Ditto for books, songs, movies, etc. 20% of them receive 80% of publicity, despite equally good or better books, songs, movies etc. existing, and they do so because of the name of the author/artist, not because of their superior ability (I made up that figure, but I’m sure if anything it underestimates the problem).

Blockchain doesn’t care about name; it is anonymous, everyone participates, and they do so via work. And while that work could be carving stone, or solving computer puzzles, it could also be writing and editing and publishing articles or books or songs or movies.

We should care about work, and not about name, and blockchain does.

Contemporary society relies too much on big, powerful institutions and relying too much on big, powerful institutions is bad.

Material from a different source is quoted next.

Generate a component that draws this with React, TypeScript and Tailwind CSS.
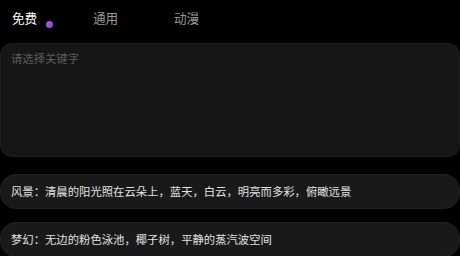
const tabs = ["免费", "通用", "动漫"];

const prompts = [
  "风景：清晨的阳光照在云朵上，蓝天，白云，明亮而多彩，俯瞰远景",
  "梦幻：无边的粉色泳池，椰子树，平静的蒸汽波空间",
];

export default function App() {
  return (
    <div
      className="w-[460px] h-[256px] overflow-hidden bg-black"
      style={{ fontFamily: '"Noto Sans CJK SC", "Noto Sans", sans-serif' }}
    >
      <div className="flex items-center h-[43px] pl-[12px] pb-[6px]">
        {tabs.map((t, i) => (
          <div key={t} className="w-[81px] flex items-center">
            <span className={`text-[12.6px] leading-none ${i === 0 ? "text-white" : "text-[#9a9a9a]"}`}>
              {t}
            </span>
            {i === 0 && (
              <span className="ml-[9px] mt-[11px] w-[7px] h-[7px] rounded-full bg-gradient-to-br from-[#e03ad0] to-[#5b4cf0]" />
            )}
          </div>
        ))}
      </div>

      <div className="h-[114px] rounded-[12px] bg-[#161616] border border-[#1e1e1e] px-[10px] pt-[6px]">
        <div className="text-[11.35px] text-[#5c5c5c]">请选择关键字</div>
      </div>

      <div className="mt-[17px] flex flex-col gap-[13px]">
        {prompts.map((p) => (
          <div
            key={p}
            className="h-[35px] flex items-center px-[10px] rounded-[16px] bg-[#191919] border border-[#222]"
          >
            <span className="text-[11.35px] text-[#e2e2e2] whitespace-nowrap">{p}</span>
          </div>
        ))}
      </div>
    </div>
  );
}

Blockchain tech shows a way of doing without big powerful institutions, so the blockchain etc.

This is, of course, pressing. We pass most of our social interactions through powerful businesses (twitter, facebook, medium), a fact that it seems has already had massively bad social and political consequences. Anything that tends to the destruction of these big, powerful, institutions, is good, and blockchain does, so blockchain is good. We should turn our attention to decentralized social media, for example, heeding the adage that if you don’t know what the product is, you’re the product. We should be willing to put in some work in its maintenance, collective work, and thus escape from the grip of the big tech companies.

I could talk about these three things at exhaustive length, but I won’t. I hope this post has shown that if you don’t like — as you shouldn’t — some of the worst things about our society, then the theory if not the practice of blockchain technologies is something you should pay attention to. We need new models for how to think about our future, and blockchains, if nothing else, provide such new models for thinking.